Global Savings Glut Exposed
There is now no way to pay back what has been borrowed as there are no real savings.
In a long winded article, Bernanke is yapping once again about Global Imbalances and the Global Savings Glut. The article is complete with charts and 11 footnotes but mostly twisted logic as well as stunning statements like "There is no obvious reason why the desired saving rate in the United States should have fallen precipitously over the 1996-2004 period."
Actually, there is every reason for the U.S. savings rate to have fallen: The Fed continuously held interest rates too low thereby creating a negative incentive for anyone to save. Eventually a near unanimous belief set in that asset prices were a one way street headed North and the purchasing power of the dollar a one way street headed South. So why save?
And after the Greenspan Fed foolishly cut rates to 1% in the wake of the dotcom bust, there was a mad dash out of cash, culminating with panicked buying of houses. That panic in turn was followed by cash out refis to support consumption as people bit off more house than they could really afford. This is the origin of the much talked about negative savings rate. It is also one of the moral hazards of Bernanke's proposed inflation targeting scheme. For more on targeting, please see Inflation Targeting is Flawed.
Yes, it really is as simple as that.
Nowhere does Bernanke address those simple constructs. Instead his mind sits in long winded academic theory and models that do not even take into account real world constructs like global wage arbitrage, asset bubbles, overcapacity, U.S. deficit spending, the war in Iraq (financed by international investors) or disincentives to save caused by interest rates held too low too long.
But there is now no way to pay back what has been borrowed as there are no real savings. In Austrian Economist terms, the pool of real funding is simply tapped out. And once psychology changed, there was a mad scramble for cash with no bids for commercial paper as all the savings (and then some) had already been lent out. The result is a credit crunch and a new dance craze called The Bernanke Shuffle.
Additional Reasons Banks Won't Lend
a) Banks fear not getting money back because of poor collateral and massive duration mismatches. (See Duration Mismatch Causing Severe Stress Everywhere).
b) Banks like Citigroup (C) are reluctant to lend cash because they need to fund their own off balance sheet investments, now heavily underwater. Consider this a margin call on off balance sheet funding.
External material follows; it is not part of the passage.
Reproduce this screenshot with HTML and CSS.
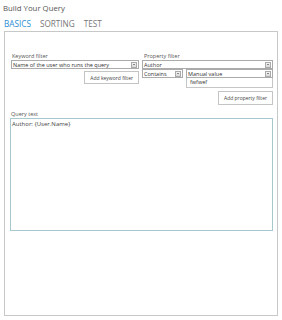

c) Citigroup, as well as JPMorgan Chase (JPM), Lehman Brothers (LEH) and Bear Stearns (BSC) are all stuck with LBO commitments that the debt markets are now unwilling to fund, so those corporations are tight with cash.
Points b and c above were discussed in Swaptions and Financial Turmoil.
Emperor With No Clothes
The U.S. is clearly buying more than it can afford as well as gambling more than it has. Proof of that statement can be found in soaring foreclosures, perpetually rising consumer and government debt, and unfunded liabilities kept off the balance sheets. We are now (finally) starting to see the expected result: a credit crunch.
In essence the "Savings Glut" is nothing more than an optical illusion that confuses "savings" with "debt" while ignoring U.S. deficit spending, consumer credit binges and trillions of dollars blown in Iraq, all in the face of Fed policies that discourage saving every step of the way.
No matter what Bernanke's model suggests, an unsupportable consumption binge in the U.S. does not mathematically translate to a "glut of savings" elsewhere.
And given his inability to distinguish between "savings" and "debt" as well as his reliance on mathematical models and academia instead of real world practicality, Bernanke keeps reinforcing what we already knew: Bernanke is a Complete Fool.
Picture Bernanke as the "emperor with no clothes" (image at left thanks to Wikipedia) where his proposed "Savings Glut" is easily exposed as nothing more than a speculative credit binge now going bust. The construct is so simple that even a brilliant Ph.D can't figure it out.